Oh and thinking it couldn't have been that bad.....my partner was convinced of that which didn't help. With advice from here I sent for my medical notes ...yes it WAS that bad! His take was that it hadn't been a stroke (which was initial diagnosis ) but severe hyponatremia ..and as they told him that was treatable he thought it wasn't that serious despite the fact he'd witnessed a seizure and had to do CPR on me! From the notes I stopped breathing several times and was lucky not to be intubated. My heart struggled throughout(it's not great now) and they weren't able to control delirium with two doses of haloperidol and dexdor. The amount of drugs I was given is terrifying. So do not underestimate the effect that ICU has in you ...my follow up team assured me of that as I only lost 11 days of my life. They said the effect is just the same due to the near failure of all the body organs. Oh and make sure you get full bloods done by your GP...mine were horrendous in the first few weeks...everything was struggling..liver, kidneys, iron levels etc .but recovered quite quickly .

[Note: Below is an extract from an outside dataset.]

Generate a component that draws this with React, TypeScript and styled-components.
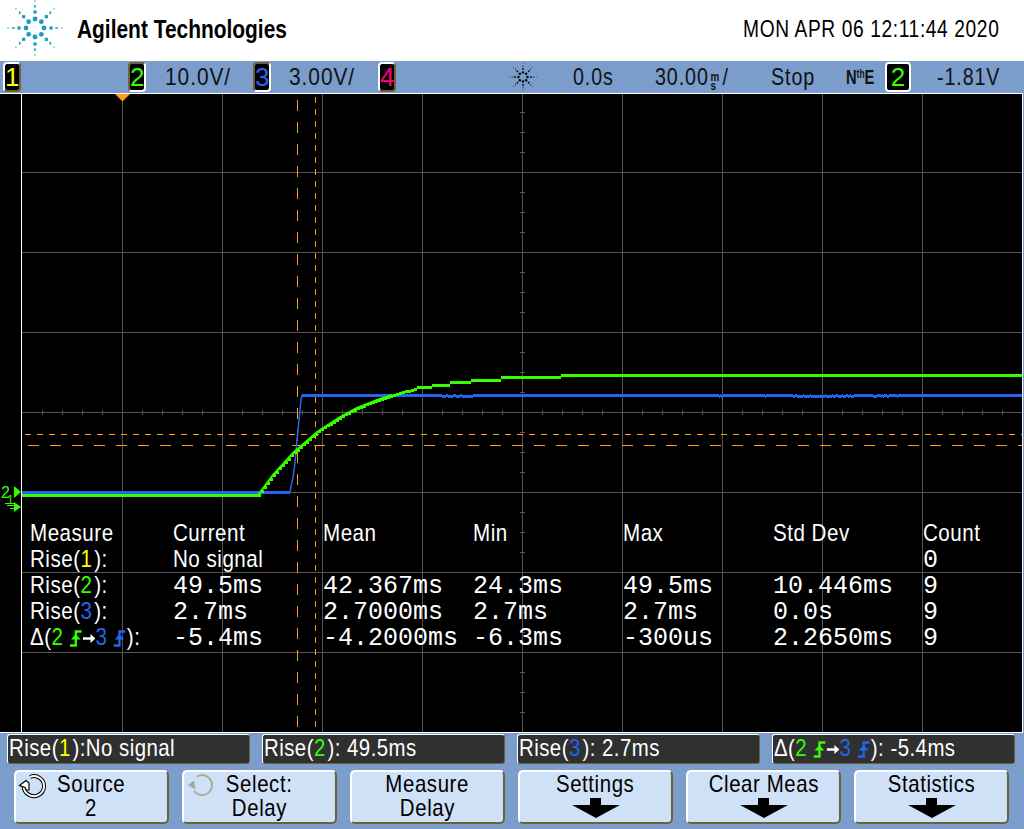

thank you again for your replies, I’ve been told I’ll get a follow up appointment after 3 months of leaving the ward and I’ll be invited back to look and talk about my time there. My sister said I shouldn’t of been discharged home especially after such a short time and I was basically pretending everything was ok, if anything I should of been on the phsyciatric ward because of the delerium I was convinced that I was in hospital on the other side of the country, then in a different country. I was convinced I’d killed people, babies in particular which was really upsetting as I thought it was real…… I live next door to a funeral home (true not delerium) and whenever I saw the ‘van’ bringing people in I’d go straight into meltdown thinking they were my victims…..horrific! A lot of it has eased but still all is in my head, I had help from the crisis team as it was self inflicted attempt to end my life (sorry if this is selfish when so many people are fighting for their life and I was so reckless with mine) . The crisis team support ended after less than 2 weeks but I now have a cpn and I’m having weekly support until I get more long term support…..it took a year of refusals to the mental health team and a million urgent referrals to be put in even complaints from my gp’s to the service and unfortunately I went on a manic episode and it ended how it did. Like I say I’m so sorry. Your right I was left high and dry not only by thier being no beds on other wards so I was okayed to go home…..I couldn’t even walk up my stairs and had to have friends to come and help me shower, I bought my own shower seat. My 2 children helped me (13 & 18) move my bedroom downstairs which was too much responsibility for them and my youngest thought I was back to my normal self…..he’s autistic and didn’t know the reason for me being so poorly apart from I was very ill because my tablets made me poorly. It’s all a mess and coupled with my medication for mental health isn’t fully working as it’s all got to be fully in my system, the crisis team even halved one of my tablets which was shocking considering I was at the lowest point I’ve been in my life……basically kicked while I was down. Apologies for the essay reply!